Nobody Ever Asked Me about the Girls

Women, Music, and Fame

2020

This was disappointing. The author's decision to break up her chapters by themes means she provides little snippets of information about a lot of female musicians but not very much depth about any one of them. Yeah, we get it - being a woman in a male-dominated music world is hard. Appearance is overly emphasized. There's a double standard about sex for men and women. It's hard to maintain a relationship when you're a famous musician, and it's hard to stay popular when you're an aging female musician. Tell me something I don't know.

Robinson also seems to have a personal grudge against Madonna and Taylor Swift, viewing both of them as fame-hungry hacks without any real talent. She's allowed to have her opinions, I guess, but a) I don't agree with her and b) she's unnecessarily cruel and dismissive of two women who, for better or worse, have both changed the landscape of popular music.
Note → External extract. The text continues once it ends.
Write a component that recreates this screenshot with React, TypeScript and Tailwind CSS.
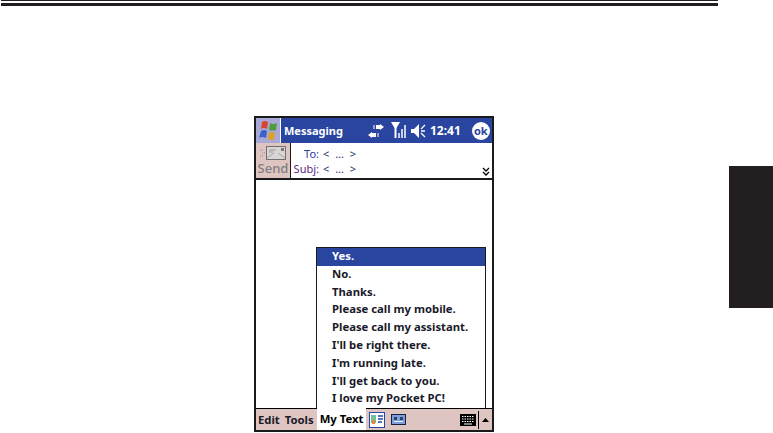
const font = "font-['Noto_Sans','Liberation_Sans',sans-serif]";

const replies = [
  'Yes.',
  'No.',
  'Thanks.',
  'Please call my mobile.',
  'Please call my assistant.',
  "I'll be right there.",
  "I'm running late.",
  "I'll get back to you.",
  'I love my Pocket PC!',
];

function WindowsFlag() {
  return (
    <svg width="21" height="21" viewBox="0 0 21 21">
      <path d="M4 2 Q7 0 10 2 L9 9 Q6 7 3 9 Z" fill="#d8452c" />
      <path d="M12 3 Q15 5 19 3 L18 10 Q14 11 11 10 Z" fill="#4e9a3c" />
      <path d="M3 11 Q6 9 9 11 L8 18 Q4 16 1 18 Z" fill="#3a62c4" />
      <path d="M11 12 Q14 13 17 12 L16 19 Q13 21 10 19 Z" fill="#e0a020" />
    </svg>
  );
}

function TitleIcons() {
  return (
    <>
      <svg width="16" height="14" viewBox="0 0 16 14" className="ml-[14px] text-white">
        <path d="M8 1 L12 1 L12 0 L16 3 L12 6 L12 5 L8 5 Z M8 9 L4 9 L4 8 L0 11 L4 14 L4 13 L8 13 Z" fill="currentColor" />
        <path d="M5 2 L7 2 M5 4 L7 4 M9 10 L11 10 M9 12 L11 12" stroke="currentColor" strokeWidth="1.2" />
      </svg>
      <svg width="15" height="17" viewBox="0 0 15 17" className="ml-[7px]">
        <path d="M0 0 L9 0 L5.5 6 L5.5 16 L3.5 16 L3.5 6 Z" fill="#fff" />
        <rect x="7" y="11" width="2" height="5" fill="#c5cfec" />
        <rect x="10" y="7" width="2" height="9" fill="#c5cfec" />
        <rect x="13" y="3" width="2" height="13" fill="#c5cfec" />
      </svg>
      <svg width="15" height="14" viewBox="0 0 15 14" className="ml-[5px]">
        <path d="M0 5 L3 5 L8 0 L8 14 L3 9 L0 9 Z" fill="#fff" />
        <path d="M14 1 L10 5 M10 7 L14 7 M10 9 L14 13" stroke="#fff" strokeWidth="1.3" fill="none" />
      </svg>
    </>
  );
}

function SendIcon() {
  return (
    <svg width="26" height="15" viewBox="0 0 26 15">
      <rect x="6.5" y="0.5" width="19" height="13" fill="#d9d5d5" stroke="#6f6f6f" />
      <path d="M7 12 L14 7 M25 12 L18 7" fill="none" stroke="#a5a5a5" />
      <rect x="21" y="2" width="3" height="3" fill="#777" />
      <path d="M9 4 H16 M9 6 H13" stroke="#999" />
      <path d="M0 4 H4 M2 7 H5 M0 10 H4" stroke="#8f8f8f" strokeDasharray="1 1" />
    </svg>
  );
}

function BottomIcons() {
  return (
    <div className="flex flex-1 items-center bg-[#dfc5c1] border-t border-black h-full">
      <svg width="16" height="16" viewBox="0 0 16 16" className="ml-[3px]">
        <rect x="0.5" y="0.5" width="15" height="15" fill="#fff" stroke="#2a45a8" />
        <rect x="2" y="3" width="5" height="8" fill="#6fc39a" />
        <rect x="3" y="8" width="3" height="4" fill="#e8843c" />
        <path d="M9 4 H14 M9 7 H14 M9 10 H13" stroke="#2a45a8" strokeWidth="1.4" />
      </svg>
      <svg width="15" height="11" viewBox="0 0 15 11" className="ml-[6px]">
        <rect x="0" y="0" width="15" height="11" fill="#16213a" />
        <rect x="1" y="1" width="13" height="9" fill="#7f9fdc" />
        <rect x="3" y="3" width="3" height="3" fill="#28406e" />
        <rect x="9" y="3" width="3" height="3" fill="#28406e" />
        <rect x="3" y="7" width="9" height="1" fill="#e8eefa" />
      </svg>
      <svg width="16" height="12" viewBox="0 0 16 12" className="ml-auto mr-[2px]">
        <rect width="16" height="12" fill="#000" />
        <path d="M2 2.5 H14 M2 5 H14 M2 7.5 H14" stroke="#fff" strokeDasharray="1.5 1" />
        <path d="M4 10 H12" stroke="#fff" />
      </svg>
      <div className="flex h-[18px] w-[14px] items-center justify-center border-l border-black">
        <svg width="7" height="4" viewBox="0 0 7 4">
          <path d="M3.5 0 L7 4 L0 4 Z" fill="#000" />
        </svg>
      </div>
    </div>
  );
}

export default function App() {
  return (
    <div className={`w-[773px] h-[433px] overflow-hidden bg-white ${font}`}>
      {/* page rules */}
      <div className="ml-[1px] w-[717px] h-px bg-[#231f20]" />
      <div className="ml-[1px] mt-[2px] w-[717px] h-[3px] bg-[#231f20]" />

      <div className="flex items-start">
        {/* device */}
        <div className="relative ml-[254px] mt-[110px] flex h-[316px] w-[240px] flex-col border-x-2 border-t-2 border-b-2 border-[#1a1a1a] bg-white">
          <div className="flex h-[25px] items-center bg-[#2a459f] text-white">
            <div className="flex h-full w-[25px] items-center justify-center border-r border-white bg-[#a9a9d8]">
              <WindowsFlag />
            </div>
            <span className="ml-[3px] w-[70px] text-[11px] font-bold leading-none">Messaging</span>
            <TitleIcons />
            <span className="ml-[4px] text-[12px] font-bold leading-none">12:41</span>
            <span className="ml-[11px] flex h-[18px] w-[18px] items-center justify-center rounded-full bg-white text-[11px] font-bold leading-none text-[#2a459f]">
              ok
            </span>
          </div>

          <div className="flex h-[37px] border-b-2 border-[#1a1a1a]">
            <div className="flex w-[35px] flex-col items-center border-r border-[#1a1a1a] bg-[#dfc5c1] pt-[3px] text-[#7f7f7f]">
              <SendIcon />
              <span className="mt-px text-[13px] font-medium leading-none">Send</span>
            </div>
            <div className="relative flex-1 pt-[3px] text-[11px] leading-[15px]">
              <div className="flex">
                <span className="w-[28px] text-right text-[#2a3a9f]">To:</span>
                <span className="ml-[4px] text-[#26306a] [word-spacing:3px]">&lt; ... &gt;</span>
              </div>
              <div className="flex">
                <span className="w-[28px] whitespace-nowrap text-right text-[#5a2a7f]">Subj:</span>
                <span className="ml-[4px] text-[#26306a] [word-spacing:3px]">&lt; ... &gt;</span>
              </div>
              <svg width="8" height="9" viewBox="0 0 8 9" className="absolute bottom-[2px] right-[2px]">
                <path d="M1 1 L4 4 L7 1 M1 5 L4 8 L7 5" fill="none" stroke="#000" strokeWidth="1.3" />
              </svg>
            </div>
          </div>

          <div className="flex-1" />

          <div className="flex h-[22px] items-stretch text-[11.3px] font-bold leading-none text-black">
            <div className="flex w-[61px] items-center border-t border-black bg-[#dfc5c1] pl-[2px] text-[#1a1a2a]">
              <span>Edit</span>
              <span className="ml-[5px]">Tools</span>
            </div>
            <div className="flex w-[49px] items-center justify-center whitespace-nowrap bg-white">My Text</div>
            <BottomIcons />
          </div>

          {/* my text popup */}
          <div className="absolute left-[60px] top-[129px] w-[170px] border border-[#1a1a1a] border-b-0 bg-white text-[11.3px] font-bold leading-[15px] text-[#1a1a2a]">
            {replies.map((reply, i) => (
              <div
                key={reply}
                className={`h-[17.8px] pl-[15px] ${i === 0 ? 'bg-[#2a459f] text-white' : ''}`}
              >
                {reply}
              </div>
            ))}
          </div>
        </div>

        {/* side tab */}
        <div className="ml-[235px] mt-[160px] h-[142px] w-[44px] bg-[#231f20]" />
      </div>
    </div>
  );
}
There are a few musicians who get a slightly deeper focus than the others, including Stevie Nicks, Joni Mitchell and Sheryl Crow. I wish Robinson had written a book that examined the lives and musical histories of these three greats instead of this scattershot hodgepodge that only skims the surface. I understand that Robinson's late husband digitized thousands of hours of interviews that she used for the book, and in some ways the book feels like a tribute to his work, but she could have made the book much stronger with some judicial editing.